When one innovative academic program bumps into another innovative academic program, worlds can sometimes collide.
Such is the case at Treadwell Elementary School in Memphis, home of the state’s only dual language program and also part of the Innovation Zone, an aggressive academic turnaround program within Shelby County Schools.
While Treadwell’s dual language program graduates its first class of students this year, the program also is reeling from the challenges and repercussions of being part of the iZone. Leaders are strategizing how to increase enrollment, retain and recruit more teachers and enrich its curriculum, which is conducted mostly in Spanish for both native Spanish and English speakers.
The challenges stem largely from 2012 when the state labeled Treadwell among Tennessee’s worst schools academically, as well as a subsequent decision by the district to move Treadwell into its iZone.
The intervention has been effective for the school overall, with Treadwell’s math test scores jumping 10 percent, but often intrusive for the school’s innovative bilingual education program, now in its sixth year.
Many parents are reluctant to enroll their child into a school amongst the state’s bottom five percent. Today, 157 students remain in the program, with just 12 students in its fifth-grade class. In addition, six of the nine dual language teachers have been replaced in the last year. And the school has had four principals in three years.
The turnover is normal for an iZone school, a demanding place for educators that focuses on intense and expensive turnaround efforts to boost student test scores. However, the interventions, which usually are conducted in English, cause frequent disruptions to the dual language program and significant challenges to its teachers, who work to build an environment of cultural diversity, while teaching literacy and content in two languages.
“We’re trying to meet the requirements of the iZone while also maintaining the integrity and sanctity of a quality dual language program,” said Talia Palacio, the program’s newest director.
The dual language program is one of three of the district’s magnet programs located at a priority school in Shelby County.
“Our dual language program is a diamond in the rough in our own corner of the world,” said Treadwell Principal Tanisha L. Heaston. “The iZone, I think, has upped the rigor for our entire school.”
Treadwell established the program in 2009 to add to then-Memphis City Schools’ extensive world language program which includes Russian, Japanese and Arabic. At the time, the surrounding Highland Heights neighborhood had an influx of Hispanic families, and the program has helped to smooth the transition for many native Spanish speakers who fill up about half of its enrollment.

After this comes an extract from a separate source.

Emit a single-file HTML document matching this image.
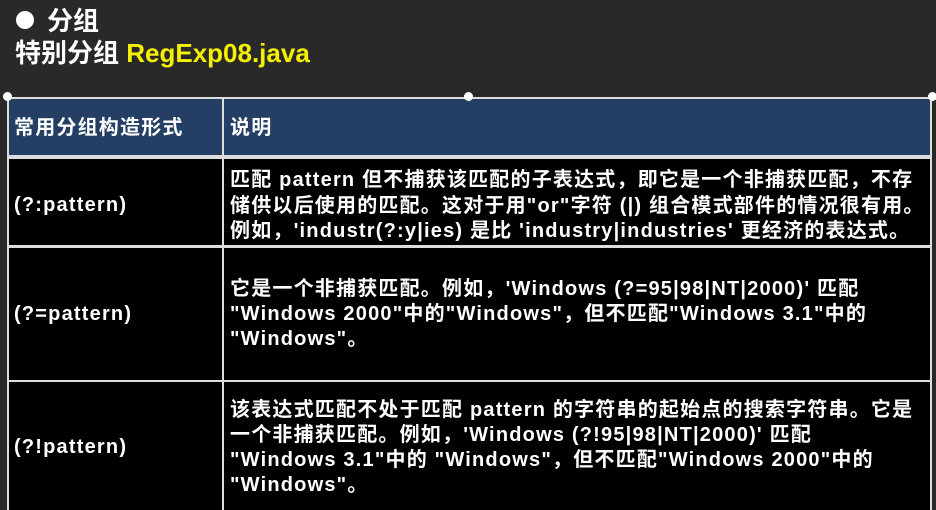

For native English speakers, simultaneously learning a new language while also learning new classroom material requires the sort of brain power and decoding that results in deeper comprehension and higher test scores. Student scores have outpaced those of fellow students in the rest of the school.
Classrooms are organized in groups so that two native Spanish-speaking students sit next to two native English-speaking students. It’s not unusual to see 5-year-olds interpreting for each other the teacher’s lessons, a process that reinforces the material for children. Classroom walls are covered in maps, Spanish vocabulary lists and posters that highlight customs from Spanish-speaking countries. Teachers receive the district’s curriculum in Spanish and interpret all of the school’s other lesson plans and supplemental material.
To participate, students must maintain satisfactory grades in all of their classes and cannot miss more than 15 days of school. Older students describe the program as challenging but adventurous — full of field trips, classroom activities and imaginary journeys around the world.
“It was hard at first,” said fifth-grader Elaine Howard. “But then when you got to pick up on the language, it got easier.”
The iZone, meanwhile, is an equally intense model that relies on steady intervention and frequent assessments to make sure students are on track to make significant academic gains. An extra hour is tacked onto the school day. If students are falling behind, they’re pulled out of class for tutoring, and if enough children are behind, the lesson is taught over again. Teachers are paid bonuses for test score gains and often work late into the night reviewing spreadsheets and developing new lesson plans.
The focus and intensity of both programs sometimes don’t mesh.
During a recent dual language class, just weeks before taking their standardized tests, students hovered over laptop computers, immersed in remedial lessons. Although the Mexican flag hung over the room, indicating the language to be spoken, students were taking their online lessons in English.
“I’m not sure the district really knows what we are about,” said LeiRene Perez, a teacher in the program since its start. “They’re constantly pushing a lot more on us and the children. A child can be behind up until the fifth grade because they’re learning two languages.”
While being an iZone school is challenging, school leaders say Treadwell has benefited from numerous resources provided by the district such as laptop computers. They want both programs to be successful and hope eventually to grow dual language enrollment to 500 students. They are promoting the program in newspapers, on radio shows and at school fairs, and also are recruiting Spanish-speaking tutors.
At a school board meeting this week, dual language students spoke both in Spanish and English to describe their day at school.
“We’re producing bi-lingual, bi-literate and bi-cultural students,” said Palacio, who was born in Panama. “We want this program to be here for the long run.”